I totally agree. The lock symbol can't be mistaken.

Colors are not intuitive, you have to teach the user what the colors means ...

True. An important question in this thread is what the colors should stand for. Should they tell the channel (SMS, ...), the trust level or encryption? What do you think?

virtualritz commented 10 years ago

I am all for fully colored messages. As they are now. Which means: only from the sender. No other messaging app colors the messages of the receiver! For a reason. @lindworm: please try to understand this reason before you throw away the UX scheme it led to.

The coloring in messaging apps originally (and this still applies to most apps) is a UX scheme to make it instantly obvious which messages belong to the sender (color) and which belonged to the receiver(s) (absence of color). We can not break this scheme; it has become a de facto standard among messaging apps.

Even if we add another layer of information.
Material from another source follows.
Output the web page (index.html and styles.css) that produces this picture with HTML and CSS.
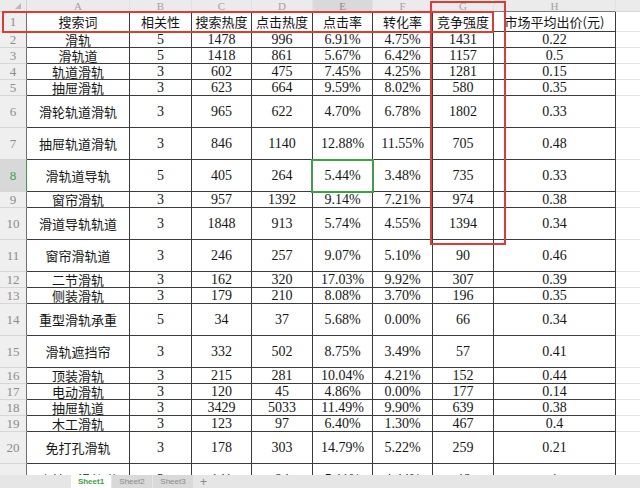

TS already does this, by using distinct colors for push & SMS (or encrypted/unentcrypted). But it only ever applies them to the sender's messages.

I repeat. Please try to understand a UX scheme 1st, before you break it!

Horizontal color bars: please, no! For these reasons:

  1. Breaks de facto standard UX scheme/learned concept of the user. Do not make the user learn something new when they can re-apply existing knowledge. Existing knowledge is: "fully colored message bubbles belong to the sender".
  2. The top bar looks like an emphasis of the 1ist line of the message text. No reason for that.
  3. It does not add any information but increases visual clutter when the whole message bubble is colored anyway.
  4. Bad readability. If there are only color bars, they can be hard to spot in different lighting/viewing conditions.
  5. They can scroll out. Imagine two messages on screen, when you scroll just enough that the top half line of the sender's message is out of the screen, the to top bar is missing. This is me repeating someone else's point for the 3rd time now.

All the stuff I just wrote feels like repeating myself. Please re-read my previous reply about making changes for the sake of change/design/cuteness/cool looks rather than fox UX reasons.

The new mock-ups from make it seem like I wrote all this stuff in vain.

@liliakai re. A/B testing. That would be great! But I fear that TS currently doesn't have the dev resources to tackle this. There are so many issues where plain polishing is needed before true feature requests, such as this ticket here, will be addressed. I wish I had some spare time myself that I could contribute to this.

agrajaghh commented 10 years ago

I totally agree with virtualritz, sent and received messages should not have the same color. Especially with long messages, its otherwise really hard to distinguish...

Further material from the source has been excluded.